Computational Math Seminar - Eileen Martin

Eileen Martin, Department of Geophysics, Colorado School of Mines

Fast algorithms for cross-correlation based analysis in seismology

Over the past two decades, a method called ambient noise interferometry has revolutionized subsurface seismic imaging for environmental, infrastructure and safety purposes. Ambient noise interferometry is based on cross-correlation of many time series to explore potential time-lagged relationships between them, often indicating an estimate of a Green's function in an area. Likewise, template matching (another cross-correlation based technique) has enabled huge growth of earthquake catalogs by detecting small events similar to larger known events. Both cross-correlation based techniques require significant data movement, and new seismic sensor technologies are leading to rapidly growing sensor arrays, resulting in major scalability challenges for seismic data analysis.
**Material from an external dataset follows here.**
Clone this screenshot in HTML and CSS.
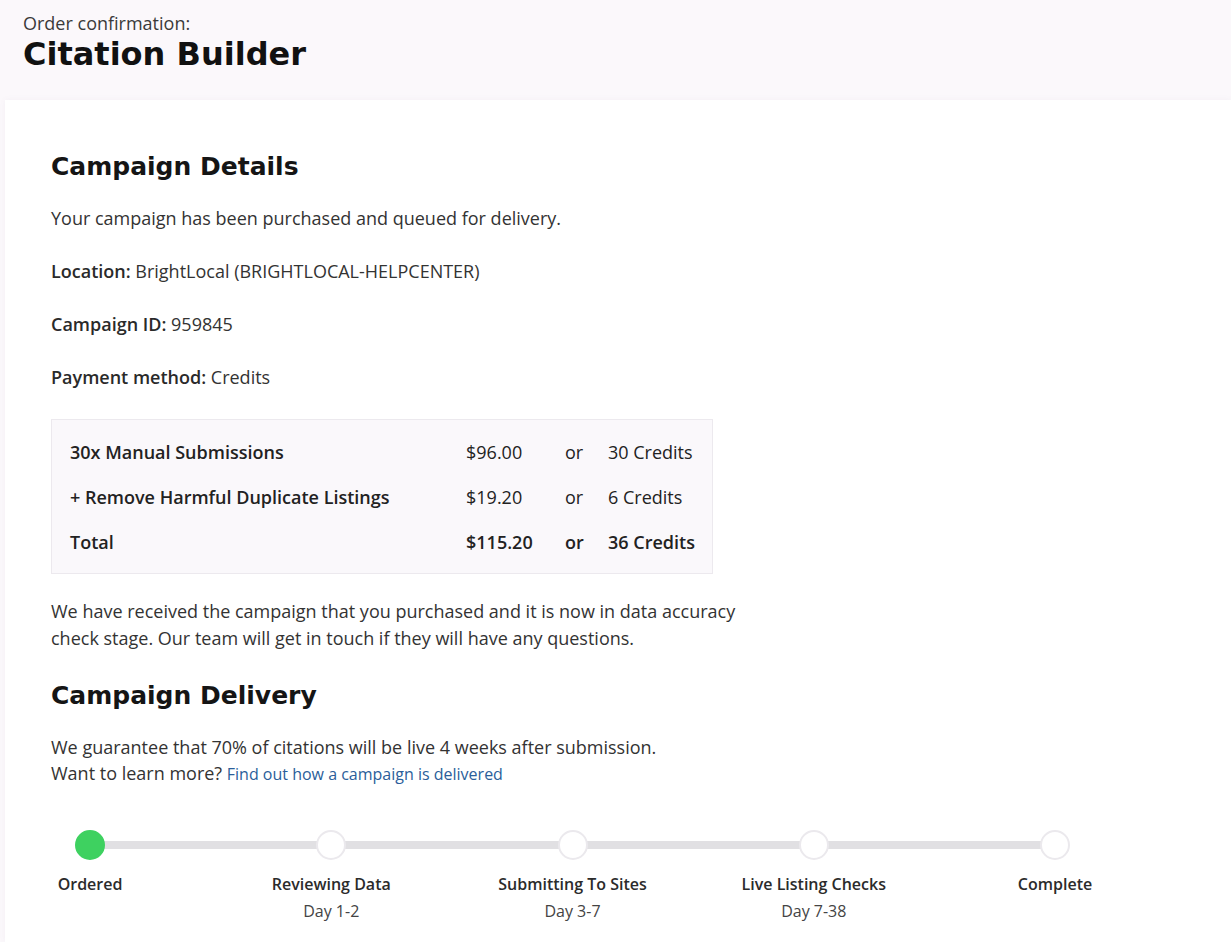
FILE: index.html
```html
<!DOCTYPE html>
<html lang="en">
<head>
  <meta charset="UTF-8">
  <meta name="viewport" content="width=device-width, initial-scale=1.0">
  <title>Order confirmation - Citation Builder</title>
  <link rel="stylesheet" href="styles.css">
</head>
<body>
  <header class="page-head">
    <p class="eyebrow">Order confirmation:</p>
    <h1>Citation Builder</h1>
  </header>

  <main class="card">
    <h2>Campaign Details</h2>
    <p class="line">Your campaign has been purchased and queued for delivery.</p>
    <p class="line"><strong>Location:</strong> BrightLocal (BRIGHTLOCAL-HELPCENTER)</p>
    <p class="line"><strong>Campaign ID:</strong> 959845</p>
    <p class="line"><strong>Payment method:</strong> Credits</p>

    <div class="summary">
      <table>
        <tr>
          <td class="item">30x Manual Submissions</td>
          <td class="price">$96.00</td>
          <td class="or">or</td>
          <td class="credits">30 Credits</td>
        </tr>
        <tr>
          <td class="item">+ Remove Harmful Duplicate Listings</td>
          <td class="price">$19.20</td>
          <td class="or">or</td>
          <td class="credits">6 Credits</td>
        </tr>
        <tr class="total">
          <td class="item">Total</td>
          <td class="price">$115.20</td>
          <td class="or">or</td>
          <td class="credits">36 Credits</td>
        </tr>
      </table>
    </div>

    <p class="note">We have received the campaign that you purchased and it is now in data accuracy check stage. Our team will get in touch if they will have any questions.</p>

    <h2 class="delivery-title">Campaign Delivery</h2>
    <p class="note">We guarantee that 70% of citations will be live 4 weeks after submission.<br>
      Want to learn more? <a href="#">Find out how a campaign is delivered</a></p>

    <div class="stepper">
      <div class="step done">
        <span class="dot"></span>
        <span class="step-name">Ordered</span>
      </div>
      <div class="step">
        <span class="dot"></span>
        <span class="step-name">Reviewing Data</span>
        <span class="step-day">Day 1-2</span>
      </div>
      <div class="step">
        <span class="dot"></span>
        <span class="step-name">Submitting To Sites</span>
        <span class="step-day">Day 3-7</span>
      </div>
      <div class="step">
        <span class="dot"></span>
        <span class="step-name">Live Listing Checks</span>
        <span class="step-day">Day 7-38</span>
      </div>
      <div class="step">
        <span class="dot"></span>
        <span class="step-name">Complete</span>
      </div>
    </div>
  </main>
</body>
</html>
```

FILE: styles.css
```css
/* page */
html, body {
  height: 100%;
}
body {
  margin: 0;
  background-color: #fbf8fb;
  font-family: "Open Sans", "Noto Sans", Arial, sans-serif;
  color: #333333;
  overflow: hidden;
}

.page-head {
  padding: 12px 23px 0;
  height: 88px;
  box-sizing: border-box;
}
.eyebrow {
  margin: 0;
  font-size: 18px;
  line-height: 22px;
  color: #3a3a3a;
}
.page-head h1 {
  margin: 0;
  font-family: "DejaVu Sans", "Noto Sans", sans-serif;
  font-size: 32px;
  line-height: 40px;
  font-weight: 700;
  color: #111111;
}

/* card */
.card {
  margin: 12px 0 0 5px;
  padding: 50px 46px 0;
  height: calc(100% - 100px);
  box-sizing: border-box;
  background-color: #ffffff;
  box-shadow: 0 0 6px rgba(120, 100, 130, 0.06);
}
.card h2 {
  margin: 0 0 23px;
  font-family: "DejaVu Sans", "Noto Sans", sans-serif;
  font-size: 25px;
  line-height: 34px;
  font-weight: 700;
  color: #151515;
}
.line {
  margin: 0 0 31px;
  font-size: 18px;
  line-height: 22px;
}
.line strong {
  font-weight: 600;
  color: #2a2a2a;
}

/* price summary */
.summary {
  width: 662px;
  margin-top: 8px;
  padding: 9px 0;
  background-color: #faf8fb;
  border: 1px solid #ece9ee;
  box-sizing: border-box;
}
.summary table {
  border-collapse: collapse;
  width: 100%;
}
.summary td {
  padding: 0;
  height: 45px;
  font-size: 18px;
  font-weight: 600;
  color: #222222;
}
.summary .item {
  padding-left: 18px;
  width: 396px;
}
.summary .price,
.summary .or,
.summary .credits {
  font-weight: 400;
}
.summary .price { width: 99px; }
.summary .or { width: 43px; }
.summary .total td { font-weight: 600; }

.note {
  margin: 24px 0 0;
  max-width: 700px;
  font-size: 18px;
  line-height: 27px;
}
.note a {
  color: #2b5e9a;
  font-size: 16px;
  text-decoration: none;
}

.card h2.delivery-title {
  margin: 27px 0 0;
}
.delivery-title + .note {
  margin-top: 21px;
  line-height: 26px;
}

/* delivery steps */
.stepper {
  display: flex;
  justify-content: space-between;
  width: 995px;
  margin: 43px 0 0 24px;
  background: linear-gradient(#e1e0e3, #e1e0e3) no-repeat;
  background-size: calc(100% - 28px) 8px;
  background-position: 14px 11px;
}
.step {
  display: flex;
  flex-direction: column;
  align-items: center;
  width: 30px;
}
.dot {
  width: 26px;
  height: 26px;
  border-radius: 50%;
  background-color: #ffffff;
  border: 2px solid #ebe9ed;
}
.step.done .dot {
  background-color: #3ed160;
  border-color: #3ed160;
}
.step-name {
  margin-top: 13px;
  white-space: nowrap;
  font-size: 16px;
  line-height: 23px;
  font-weight: 600;
  color: #2b2b2b;
}
.step-day {
  margin-top: 4px;
  white-space: nowrap;
  font-size: 16px;
  line-height: 23px;
  color: #444444;
}
```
In this talk I will show some new methods to calculate array-wide cross-correlations that take advantage of lossy data compression to reduce data movement and computational costs by performing cross-correlations directly on compressed data. Seismologists often use the cross-correlation results as an input to a few types of array beamforming methods (similar to beamforming used in wireless communications and astronomy). In fact, we can calculate these final beamforming results directly from the ambient seismic noise with new algorithms that never explicitly calculate cross-correlations and improve scalability from quadratic to linear.